* [RECORDS SHOWN]:
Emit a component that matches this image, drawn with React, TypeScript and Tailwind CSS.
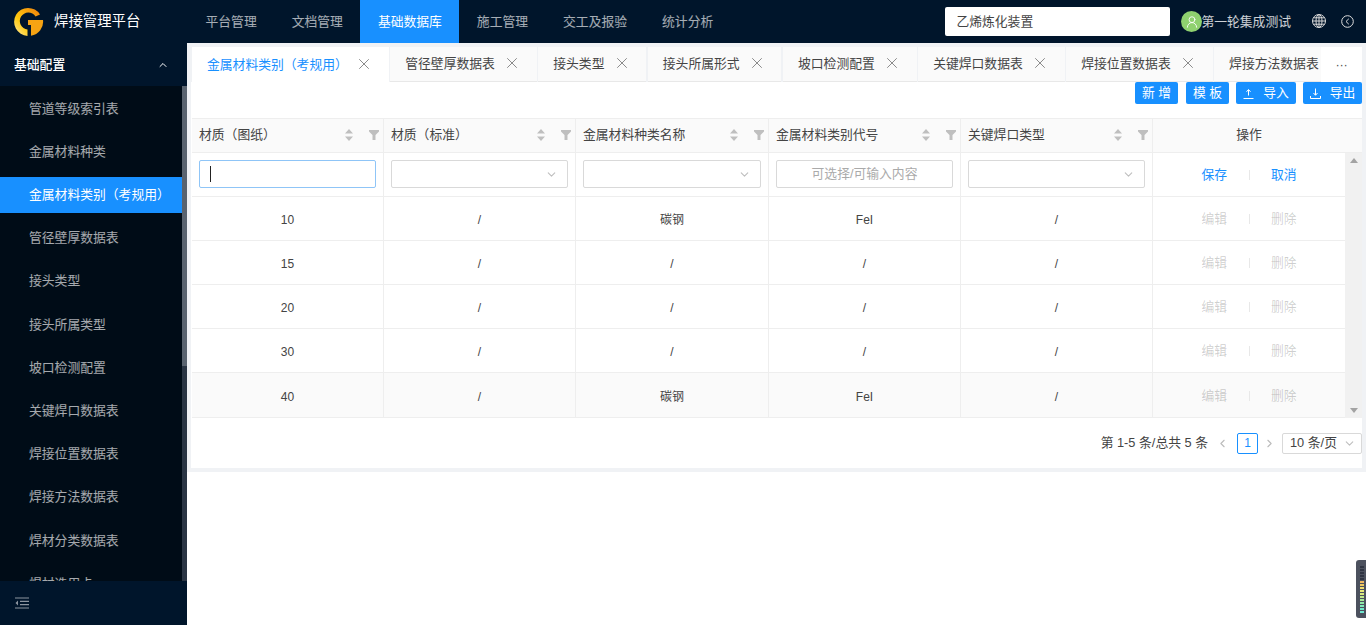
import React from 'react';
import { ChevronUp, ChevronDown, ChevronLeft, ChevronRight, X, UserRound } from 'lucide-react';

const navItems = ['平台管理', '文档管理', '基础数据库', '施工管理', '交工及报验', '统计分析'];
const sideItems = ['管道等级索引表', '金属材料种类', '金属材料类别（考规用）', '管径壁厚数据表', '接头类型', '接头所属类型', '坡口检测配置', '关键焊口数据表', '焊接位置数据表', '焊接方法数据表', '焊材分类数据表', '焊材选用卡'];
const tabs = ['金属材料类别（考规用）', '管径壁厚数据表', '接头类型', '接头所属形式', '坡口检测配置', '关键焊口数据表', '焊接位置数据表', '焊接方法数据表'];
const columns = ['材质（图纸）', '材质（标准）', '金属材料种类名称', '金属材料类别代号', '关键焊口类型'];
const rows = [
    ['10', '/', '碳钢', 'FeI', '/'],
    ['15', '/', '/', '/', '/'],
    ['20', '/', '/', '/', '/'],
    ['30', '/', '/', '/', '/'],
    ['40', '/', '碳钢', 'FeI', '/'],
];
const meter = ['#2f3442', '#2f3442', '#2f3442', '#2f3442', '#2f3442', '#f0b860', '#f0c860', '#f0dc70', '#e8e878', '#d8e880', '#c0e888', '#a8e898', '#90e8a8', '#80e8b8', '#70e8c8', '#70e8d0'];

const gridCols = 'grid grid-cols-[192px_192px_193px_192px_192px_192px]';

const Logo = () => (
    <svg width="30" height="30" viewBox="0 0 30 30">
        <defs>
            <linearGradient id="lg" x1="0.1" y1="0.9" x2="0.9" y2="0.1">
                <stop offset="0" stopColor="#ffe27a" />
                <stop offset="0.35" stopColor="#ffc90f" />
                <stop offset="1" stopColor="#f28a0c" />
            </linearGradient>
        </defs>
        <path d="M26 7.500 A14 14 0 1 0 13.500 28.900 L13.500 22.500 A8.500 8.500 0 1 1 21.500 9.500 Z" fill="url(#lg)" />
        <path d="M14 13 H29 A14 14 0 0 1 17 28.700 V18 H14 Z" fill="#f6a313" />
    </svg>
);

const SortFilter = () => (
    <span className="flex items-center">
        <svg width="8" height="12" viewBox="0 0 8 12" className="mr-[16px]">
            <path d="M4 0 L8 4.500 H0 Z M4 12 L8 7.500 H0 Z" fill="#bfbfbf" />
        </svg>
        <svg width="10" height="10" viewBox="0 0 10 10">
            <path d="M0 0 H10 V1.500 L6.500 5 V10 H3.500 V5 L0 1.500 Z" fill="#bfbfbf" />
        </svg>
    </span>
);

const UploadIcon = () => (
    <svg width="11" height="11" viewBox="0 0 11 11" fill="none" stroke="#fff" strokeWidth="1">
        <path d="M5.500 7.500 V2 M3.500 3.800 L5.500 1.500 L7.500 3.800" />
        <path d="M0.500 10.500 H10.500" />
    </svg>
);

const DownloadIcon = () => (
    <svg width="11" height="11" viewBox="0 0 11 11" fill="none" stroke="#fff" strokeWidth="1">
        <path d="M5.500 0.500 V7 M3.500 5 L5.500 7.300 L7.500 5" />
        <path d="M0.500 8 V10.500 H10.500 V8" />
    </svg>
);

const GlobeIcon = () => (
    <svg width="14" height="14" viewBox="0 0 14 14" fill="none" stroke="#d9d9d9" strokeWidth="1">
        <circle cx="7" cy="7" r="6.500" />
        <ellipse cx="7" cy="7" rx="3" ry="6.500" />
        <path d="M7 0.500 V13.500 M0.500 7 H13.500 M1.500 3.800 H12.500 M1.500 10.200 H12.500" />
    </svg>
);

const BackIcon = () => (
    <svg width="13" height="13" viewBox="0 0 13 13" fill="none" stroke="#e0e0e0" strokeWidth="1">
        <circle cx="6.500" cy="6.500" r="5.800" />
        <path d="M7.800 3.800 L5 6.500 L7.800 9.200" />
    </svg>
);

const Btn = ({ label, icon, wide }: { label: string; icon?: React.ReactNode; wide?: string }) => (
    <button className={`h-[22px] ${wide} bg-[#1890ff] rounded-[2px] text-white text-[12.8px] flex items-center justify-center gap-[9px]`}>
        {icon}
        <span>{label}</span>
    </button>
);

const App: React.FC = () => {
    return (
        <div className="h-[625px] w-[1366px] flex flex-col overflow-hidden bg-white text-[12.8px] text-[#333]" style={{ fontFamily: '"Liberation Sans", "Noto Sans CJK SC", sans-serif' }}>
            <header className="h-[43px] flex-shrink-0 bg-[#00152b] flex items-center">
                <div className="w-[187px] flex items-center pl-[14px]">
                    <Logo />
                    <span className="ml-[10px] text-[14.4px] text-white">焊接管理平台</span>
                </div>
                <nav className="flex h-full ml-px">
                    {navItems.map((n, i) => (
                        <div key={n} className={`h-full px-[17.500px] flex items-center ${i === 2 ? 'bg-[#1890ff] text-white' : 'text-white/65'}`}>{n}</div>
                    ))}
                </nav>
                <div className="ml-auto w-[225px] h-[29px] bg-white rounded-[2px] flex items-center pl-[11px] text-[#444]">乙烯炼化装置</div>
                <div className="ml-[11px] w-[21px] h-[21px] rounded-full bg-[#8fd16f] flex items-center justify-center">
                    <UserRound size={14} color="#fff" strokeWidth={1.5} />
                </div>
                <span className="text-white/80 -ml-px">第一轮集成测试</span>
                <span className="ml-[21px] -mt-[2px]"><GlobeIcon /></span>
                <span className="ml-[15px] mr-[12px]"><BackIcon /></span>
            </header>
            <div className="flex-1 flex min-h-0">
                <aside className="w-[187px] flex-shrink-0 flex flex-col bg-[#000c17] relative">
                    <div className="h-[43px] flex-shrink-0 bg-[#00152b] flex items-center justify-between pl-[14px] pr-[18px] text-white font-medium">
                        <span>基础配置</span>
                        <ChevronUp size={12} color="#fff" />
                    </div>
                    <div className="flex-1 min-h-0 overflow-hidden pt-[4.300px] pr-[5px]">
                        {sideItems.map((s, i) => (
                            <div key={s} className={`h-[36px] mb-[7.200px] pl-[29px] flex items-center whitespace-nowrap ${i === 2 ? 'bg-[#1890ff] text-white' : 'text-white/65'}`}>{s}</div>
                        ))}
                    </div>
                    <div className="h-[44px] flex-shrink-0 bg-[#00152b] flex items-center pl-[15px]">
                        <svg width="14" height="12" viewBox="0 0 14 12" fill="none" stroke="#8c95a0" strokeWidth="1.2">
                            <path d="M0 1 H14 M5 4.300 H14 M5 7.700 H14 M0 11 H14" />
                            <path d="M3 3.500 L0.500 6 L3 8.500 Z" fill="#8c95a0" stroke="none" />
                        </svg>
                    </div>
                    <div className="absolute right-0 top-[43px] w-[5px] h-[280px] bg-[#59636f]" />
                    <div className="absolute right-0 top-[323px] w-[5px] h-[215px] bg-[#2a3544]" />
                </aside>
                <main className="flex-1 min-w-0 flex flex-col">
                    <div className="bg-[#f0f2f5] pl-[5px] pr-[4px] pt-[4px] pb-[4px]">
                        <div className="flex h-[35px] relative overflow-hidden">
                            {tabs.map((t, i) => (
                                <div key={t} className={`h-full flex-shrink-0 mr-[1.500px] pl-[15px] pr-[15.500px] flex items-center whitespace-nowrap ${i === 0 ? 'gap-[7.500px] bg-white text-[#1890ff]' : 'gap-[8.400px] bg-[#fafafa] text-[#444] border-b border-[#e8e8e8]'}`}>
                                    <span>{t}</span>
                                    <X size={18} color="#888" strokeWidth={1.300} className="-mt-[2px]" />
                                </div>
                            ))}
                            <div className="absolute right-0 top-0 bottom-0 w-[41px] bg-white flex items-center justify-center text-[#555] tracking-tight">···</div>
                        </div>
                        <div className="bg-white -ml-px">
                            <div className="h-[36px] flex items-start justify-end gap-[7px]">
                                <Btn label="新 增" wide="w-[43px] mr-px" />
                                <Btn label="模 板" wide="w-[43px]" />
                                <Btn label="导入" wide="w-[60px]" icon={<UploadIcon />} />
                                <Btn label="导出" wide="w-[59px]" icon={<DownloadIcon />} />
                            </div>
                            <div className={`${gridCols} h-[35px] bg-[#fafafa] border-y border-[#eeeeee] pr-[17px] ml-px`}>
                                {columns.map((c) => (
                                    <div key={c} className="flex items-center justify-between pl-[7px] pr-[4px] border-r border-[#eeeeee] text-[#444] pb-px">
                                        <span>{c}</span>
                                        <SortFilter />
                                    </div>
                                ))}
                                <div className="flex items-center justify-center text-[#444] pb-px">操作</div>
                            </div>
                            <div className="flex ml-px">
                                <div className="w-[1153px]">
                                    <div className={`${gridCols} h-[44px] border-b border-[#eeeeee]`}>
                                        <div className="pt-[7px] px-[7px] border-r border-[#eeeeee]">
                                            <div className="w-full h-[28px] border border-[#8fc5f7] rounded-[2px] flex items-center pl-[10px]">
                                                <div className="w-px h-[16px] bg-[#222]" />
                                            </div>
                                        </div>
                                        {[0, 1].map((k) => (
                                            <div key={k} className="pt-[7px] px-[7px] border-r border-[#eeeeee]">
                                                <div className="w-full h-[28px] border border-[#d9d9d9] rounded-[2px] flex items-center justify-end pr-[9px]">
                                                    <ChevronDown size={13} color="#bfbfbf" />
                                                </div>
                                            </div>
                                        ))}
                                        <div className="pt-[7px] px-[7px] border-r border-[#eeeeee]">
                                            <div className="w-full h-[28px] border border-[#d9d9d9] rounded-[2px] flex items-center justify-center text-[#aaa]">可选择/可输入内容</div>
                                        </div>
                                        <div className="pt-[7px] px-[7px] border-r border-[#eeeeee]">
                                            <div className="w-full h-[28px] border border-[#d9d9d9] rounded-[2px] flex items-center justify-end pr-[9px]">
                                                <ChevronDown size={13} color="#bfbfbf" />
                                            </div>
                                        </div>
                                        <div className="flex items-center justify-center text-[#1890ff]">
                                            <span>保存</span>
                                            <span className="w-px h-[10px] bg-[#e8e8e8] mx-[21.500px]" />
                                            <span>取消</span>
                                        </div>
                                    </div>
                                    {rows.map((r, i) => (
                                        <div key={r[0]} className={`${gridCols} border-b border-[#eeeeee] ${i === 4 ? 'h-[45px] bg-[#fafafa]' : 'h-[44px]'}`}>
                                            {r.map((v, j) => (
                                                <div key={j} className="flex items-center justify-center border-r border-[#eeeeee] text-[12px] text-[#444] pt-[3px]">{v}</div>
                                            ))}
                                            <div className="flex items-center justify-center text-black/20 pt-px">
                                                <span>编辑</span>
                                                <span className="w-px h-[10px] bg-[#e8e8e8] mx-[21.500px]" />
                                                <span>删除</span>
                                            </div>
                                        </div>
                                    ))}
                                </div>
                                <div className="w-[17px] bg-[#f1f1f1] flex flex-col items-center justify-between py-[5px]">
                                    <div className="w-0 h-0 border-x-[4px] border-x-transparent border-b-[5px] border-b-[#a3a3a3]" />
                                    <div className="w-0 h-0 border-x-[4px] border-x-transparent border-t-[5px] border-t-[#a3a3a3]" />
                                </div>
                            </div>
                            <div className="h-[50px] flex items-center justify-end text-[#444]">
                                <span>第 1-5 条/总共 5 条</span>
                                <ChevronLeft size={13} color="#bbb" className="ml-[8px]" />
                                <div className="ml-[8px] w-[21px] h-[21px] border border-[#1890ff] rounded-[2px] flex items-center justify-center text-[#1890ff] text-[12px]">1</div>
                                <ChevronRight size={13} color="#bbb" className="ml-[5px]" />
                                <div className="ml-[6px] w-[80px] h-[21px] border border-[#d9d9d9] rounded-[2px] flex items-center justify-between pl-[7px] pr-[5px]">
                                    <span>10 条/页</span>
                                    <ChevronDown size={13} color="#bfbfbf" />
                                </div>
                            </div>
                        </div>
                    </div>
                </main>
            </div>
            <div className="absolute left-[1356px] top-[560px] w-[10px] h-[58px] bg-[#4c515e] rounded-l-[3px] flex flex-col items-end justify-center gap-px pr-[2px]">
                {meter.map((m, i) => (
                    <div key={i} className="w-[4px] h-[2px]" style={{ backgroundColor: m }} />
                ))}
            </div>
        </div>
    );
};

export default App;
--
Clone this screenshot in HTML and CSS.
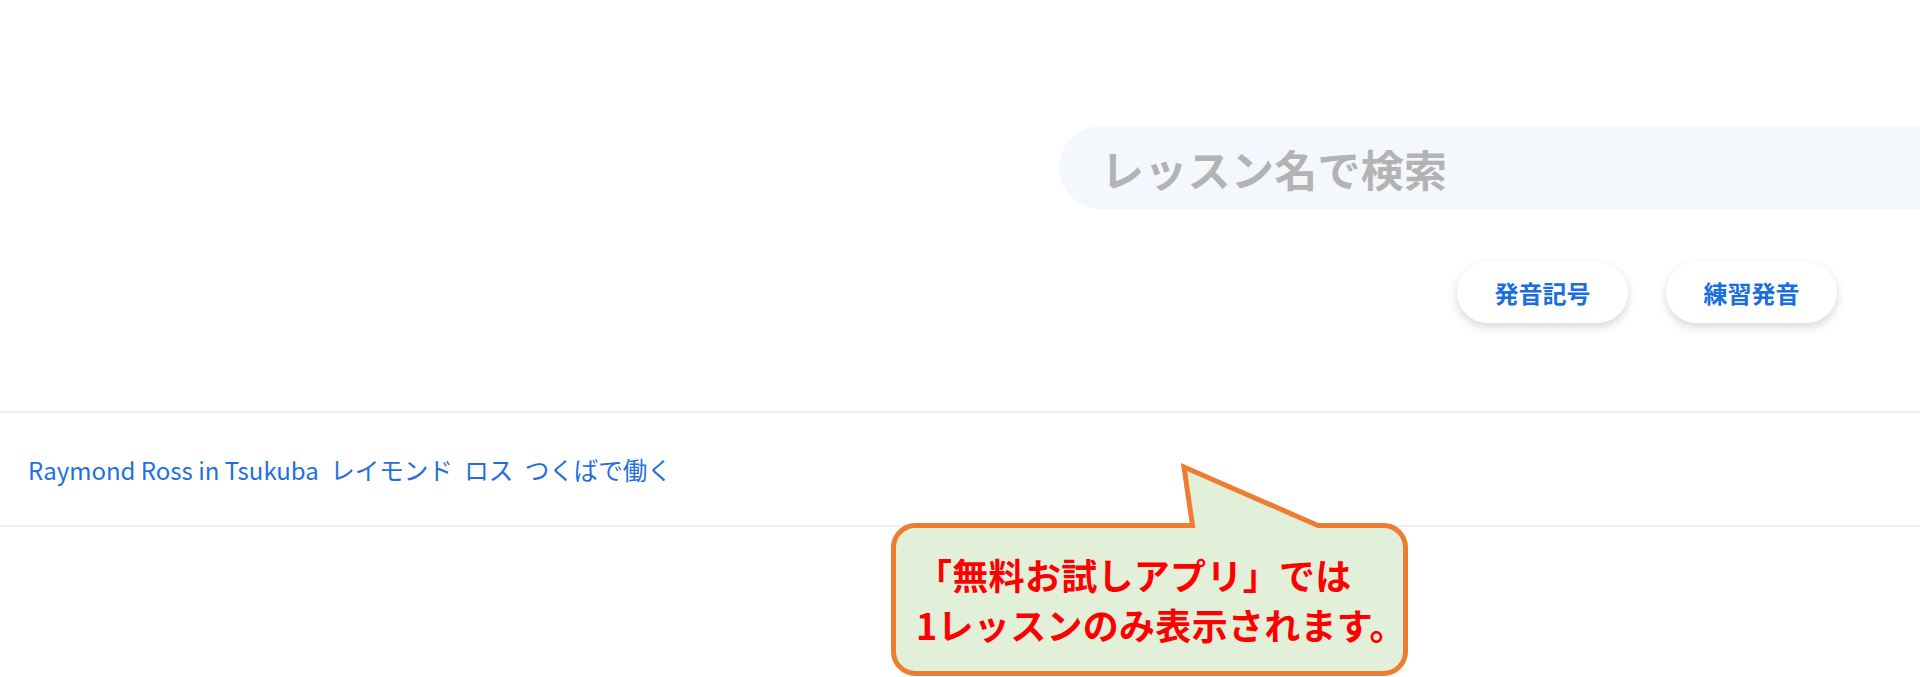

* [EXERCISE BRIEF]:
Determine the number of lines containing "this". Write only that number.

* [WRITTEN ANSWER]:
2